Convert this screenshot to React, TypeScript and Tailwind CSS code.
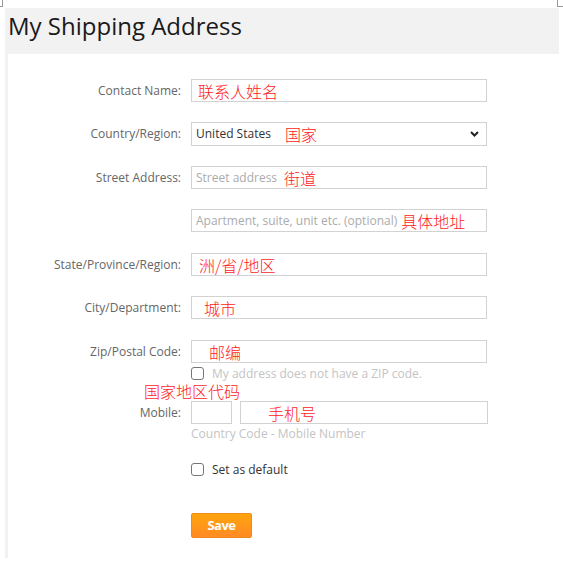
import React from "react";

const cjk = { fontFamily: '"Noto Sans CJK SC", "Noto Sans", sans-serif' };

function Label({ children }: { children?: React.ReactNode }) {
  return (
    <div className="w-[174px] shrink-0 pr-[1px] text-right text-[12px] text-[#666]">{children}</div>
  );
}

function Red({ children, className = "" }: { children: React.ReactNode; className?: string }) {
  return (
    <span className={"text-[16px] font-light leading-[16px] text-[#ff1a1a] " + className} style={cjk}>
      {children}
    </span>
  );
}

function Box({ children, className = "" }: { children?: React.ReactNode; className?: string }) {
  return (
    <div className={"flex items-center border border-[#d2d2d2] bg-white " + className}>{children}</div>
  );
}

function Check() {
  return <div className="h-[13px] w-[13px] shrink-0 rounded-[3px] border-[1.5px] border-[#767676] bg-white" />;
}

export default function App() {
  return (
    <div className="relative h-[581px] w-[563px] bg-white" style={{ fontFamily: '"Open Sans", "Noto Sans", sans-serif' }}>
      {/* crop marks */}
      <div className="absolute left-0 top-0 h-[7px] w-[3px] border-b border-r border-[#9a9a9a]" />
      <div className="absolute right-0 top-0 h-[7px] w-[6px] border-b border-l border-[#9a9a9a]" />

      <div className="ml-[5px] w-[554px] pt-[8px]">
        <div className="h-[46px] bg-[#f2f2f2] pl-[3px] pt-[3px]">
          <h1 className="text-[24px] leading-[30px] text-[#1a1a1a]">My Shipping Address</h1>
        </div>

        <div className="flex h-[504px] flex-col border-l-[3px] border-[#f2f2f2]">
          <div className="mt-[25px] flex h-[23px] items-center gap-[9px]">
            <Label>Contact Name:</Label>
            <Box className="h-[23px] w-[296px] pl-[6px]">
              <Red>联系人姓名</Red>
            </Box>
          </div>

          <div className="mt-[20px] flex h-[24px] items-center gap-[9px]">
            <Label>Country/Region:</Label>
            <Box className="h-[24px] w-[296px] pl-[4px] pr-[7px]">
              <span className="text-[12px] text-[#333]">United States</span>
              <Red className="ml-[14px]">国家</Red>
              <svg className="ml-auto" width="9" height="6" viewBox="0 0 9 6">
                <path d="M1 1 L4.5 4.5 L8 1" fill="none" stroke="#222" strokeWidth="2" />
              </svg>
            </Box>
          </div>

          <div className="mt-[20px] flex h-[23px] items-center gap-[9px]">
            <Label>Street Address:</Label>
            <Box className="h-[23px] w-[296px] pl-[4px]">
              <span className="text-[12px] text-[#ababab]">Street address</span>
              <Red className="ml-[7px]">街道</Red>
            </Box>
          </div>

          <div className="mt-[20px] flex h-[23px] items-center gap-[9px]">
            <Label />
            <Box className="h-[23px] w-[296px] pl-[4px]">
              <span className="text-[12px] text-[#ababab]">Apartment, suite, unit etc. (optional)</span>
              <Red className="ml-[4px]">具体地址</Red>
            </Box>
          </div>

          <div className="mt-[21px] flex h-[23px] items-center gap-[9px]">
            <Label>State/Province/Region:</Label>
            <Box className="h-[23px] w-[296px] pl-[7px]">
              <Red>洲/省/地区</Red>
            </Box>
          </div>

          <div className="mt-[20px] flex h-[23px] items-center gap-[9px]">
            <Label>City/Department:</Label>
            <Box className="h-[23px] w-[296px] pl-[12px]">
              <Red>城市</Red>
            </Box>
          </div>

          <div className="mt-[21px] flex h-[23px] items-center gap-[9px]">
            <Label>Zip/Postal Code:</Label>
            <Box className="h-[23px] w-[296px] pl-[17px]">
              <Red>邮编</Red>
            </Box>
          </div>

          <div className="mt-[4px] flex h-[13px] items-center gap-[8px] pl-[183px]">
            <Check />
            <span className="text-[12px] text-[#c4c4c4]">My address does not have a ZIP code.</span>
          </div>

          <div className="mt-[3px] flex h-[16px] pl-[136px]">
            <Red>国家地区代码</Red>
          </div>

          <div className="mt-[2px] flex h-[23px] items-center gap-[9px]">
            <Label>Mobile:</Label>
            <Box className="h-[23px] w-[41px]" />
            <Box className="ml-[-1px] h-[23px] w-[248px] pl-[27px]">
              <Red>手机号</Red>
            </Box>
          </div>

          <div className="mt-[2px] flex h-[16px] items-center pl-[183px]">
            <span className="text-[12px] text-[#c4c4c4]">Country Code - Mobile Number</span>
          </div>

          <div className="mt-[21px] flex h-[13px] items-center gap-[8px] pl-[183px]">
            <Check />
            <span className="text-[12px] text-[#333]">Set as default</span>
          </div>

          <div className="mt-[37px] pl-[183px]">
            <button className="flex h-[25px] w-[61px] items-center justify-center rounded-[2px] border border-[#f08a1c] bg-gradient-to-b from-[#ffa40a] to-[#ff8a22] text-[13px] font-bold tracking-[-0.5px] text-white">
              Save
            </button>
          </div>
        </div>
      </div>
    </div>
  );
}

---

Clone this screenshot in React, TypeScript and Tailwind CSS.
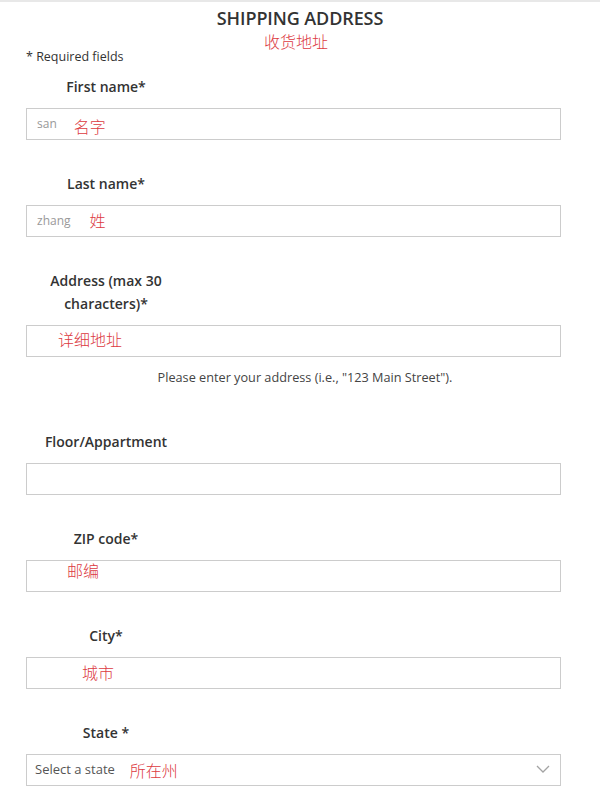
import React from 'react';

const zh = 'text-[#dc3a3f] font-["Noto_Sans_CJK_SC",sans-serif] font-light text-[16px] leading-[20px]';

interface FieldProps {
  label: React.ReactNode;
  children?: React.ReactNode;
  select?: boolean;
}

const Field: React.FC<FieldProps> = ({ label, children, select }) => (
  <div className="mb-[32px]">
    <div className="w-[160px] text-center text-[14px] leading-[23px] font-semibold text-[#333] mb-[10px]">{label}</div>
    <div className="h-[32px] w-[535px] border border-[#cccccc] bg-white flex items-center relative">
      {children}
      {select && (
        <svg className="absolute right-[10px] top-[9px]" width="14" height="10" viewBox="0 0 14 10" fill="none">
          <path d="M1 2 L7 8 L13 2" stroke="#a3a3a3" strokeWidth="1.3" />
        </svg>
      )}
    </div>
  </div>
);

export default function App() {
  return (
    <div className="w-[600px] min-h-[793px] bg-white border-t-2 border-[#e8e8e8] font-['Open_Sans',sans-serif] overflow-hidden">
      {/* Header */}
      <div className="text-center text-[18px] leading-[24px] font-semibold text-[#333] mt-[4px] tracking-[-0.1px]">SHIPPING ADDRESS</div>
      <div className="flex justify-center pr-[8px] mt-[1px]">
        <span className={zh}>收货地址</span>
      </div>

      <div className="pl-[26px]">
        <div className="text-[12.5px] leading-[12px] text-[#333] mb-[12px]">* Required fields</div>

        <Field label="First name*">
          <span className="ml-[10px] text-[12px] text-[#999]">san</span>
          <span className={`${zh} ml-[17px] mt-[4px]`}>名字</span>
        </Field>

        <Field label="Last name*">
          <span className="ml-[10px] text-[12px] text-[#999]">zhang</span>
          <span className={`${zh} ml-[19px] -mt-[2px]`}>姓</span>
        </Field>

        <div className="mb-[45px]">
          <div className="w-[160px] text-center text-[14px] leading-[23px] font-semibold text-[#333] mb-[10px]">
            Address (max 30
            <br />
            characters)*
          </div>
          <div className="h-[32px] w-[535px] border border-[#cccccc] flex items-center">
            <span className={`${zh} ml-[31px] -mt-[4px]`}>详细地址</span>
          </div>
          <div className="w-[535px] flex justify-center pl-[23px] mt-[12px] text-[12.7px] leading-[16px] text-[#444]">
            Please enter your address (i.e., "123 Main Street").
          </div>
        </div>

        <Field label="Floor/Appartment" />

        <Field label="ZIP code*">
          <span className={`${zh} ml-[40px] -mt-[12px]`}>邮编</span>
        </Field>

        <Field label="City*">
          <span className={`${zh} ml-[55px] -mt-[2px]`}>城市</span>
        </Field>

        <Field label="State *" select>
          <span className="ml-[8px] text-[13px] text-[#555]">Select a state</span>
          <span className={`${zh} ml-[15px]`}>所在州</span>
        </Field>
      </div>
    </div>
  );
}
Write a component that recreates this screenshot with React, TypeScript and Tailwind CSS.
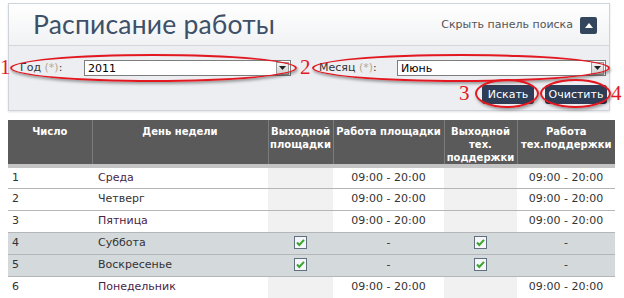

---

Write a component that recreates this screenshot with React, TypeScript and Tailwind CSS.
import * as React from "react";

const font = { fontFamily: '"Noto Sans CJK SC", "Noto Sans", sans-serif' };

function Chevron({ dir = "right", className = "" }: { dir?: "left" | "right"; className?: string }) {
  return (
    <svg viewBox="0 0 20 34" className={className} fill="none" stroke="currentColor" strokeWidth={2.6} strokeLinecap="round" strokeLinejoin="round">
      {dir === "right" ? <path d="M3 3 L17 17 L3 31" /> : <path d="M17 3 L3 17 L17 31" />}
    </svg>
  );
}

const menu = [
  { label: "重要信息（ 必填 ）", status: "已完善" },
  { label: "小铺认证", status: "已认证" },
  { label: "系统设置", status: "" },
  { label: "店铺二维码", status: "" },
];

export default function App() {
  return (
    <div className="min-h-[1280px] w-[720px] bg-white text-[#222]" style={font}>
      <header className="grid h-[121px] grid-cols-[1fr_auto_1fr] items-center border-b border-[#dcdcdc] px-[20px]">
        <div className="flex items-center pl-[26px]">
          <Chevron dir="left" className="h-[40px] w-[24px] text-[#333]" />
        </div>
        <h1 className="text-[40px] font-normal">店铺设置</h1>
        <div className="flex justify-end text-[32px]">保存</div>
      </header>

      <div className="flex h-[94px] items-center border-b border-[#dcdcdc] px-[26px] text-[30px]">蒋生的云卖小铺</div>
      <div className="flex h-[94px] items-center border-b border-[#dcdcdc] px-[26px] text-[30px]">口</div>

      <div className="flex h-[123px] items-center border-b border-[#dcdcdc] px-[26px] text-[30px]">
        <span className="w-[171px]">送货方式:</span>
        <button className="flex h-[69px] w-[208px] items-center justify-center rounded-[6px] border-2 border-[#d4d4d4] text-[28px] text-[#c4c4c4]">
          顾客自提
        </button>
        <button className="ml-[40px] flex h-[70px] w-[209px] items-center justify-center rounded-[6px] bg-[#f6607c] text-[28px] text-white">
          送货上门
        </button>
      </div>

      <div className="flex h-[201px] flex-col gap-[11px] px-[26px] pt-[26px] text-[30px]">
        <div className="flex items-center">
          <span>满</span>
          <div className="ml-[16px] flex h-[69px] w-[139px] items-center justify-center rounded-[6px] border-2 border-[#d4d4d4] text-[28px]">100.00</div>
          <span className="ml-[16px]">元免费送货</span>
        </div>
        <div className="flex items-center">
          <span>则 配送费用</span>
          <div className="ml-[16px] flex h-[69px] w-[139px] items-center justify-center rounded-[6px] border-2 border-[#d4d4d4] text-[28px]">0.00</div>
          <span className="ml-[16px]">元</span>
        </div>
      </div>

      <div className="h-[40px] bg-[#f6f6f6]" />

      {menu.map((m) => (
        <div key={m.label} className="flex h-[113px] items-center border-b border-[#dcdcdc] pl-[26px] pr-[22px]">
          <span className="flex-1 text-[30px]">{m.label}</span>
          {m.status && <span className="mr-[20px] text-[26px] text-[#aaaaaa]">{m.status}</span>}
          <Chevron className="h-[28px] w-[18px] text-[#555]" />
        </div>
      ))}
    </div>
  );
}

### Directions
Return only the number of lines in the data that contain "Tailwind".

### Answer to the problem
4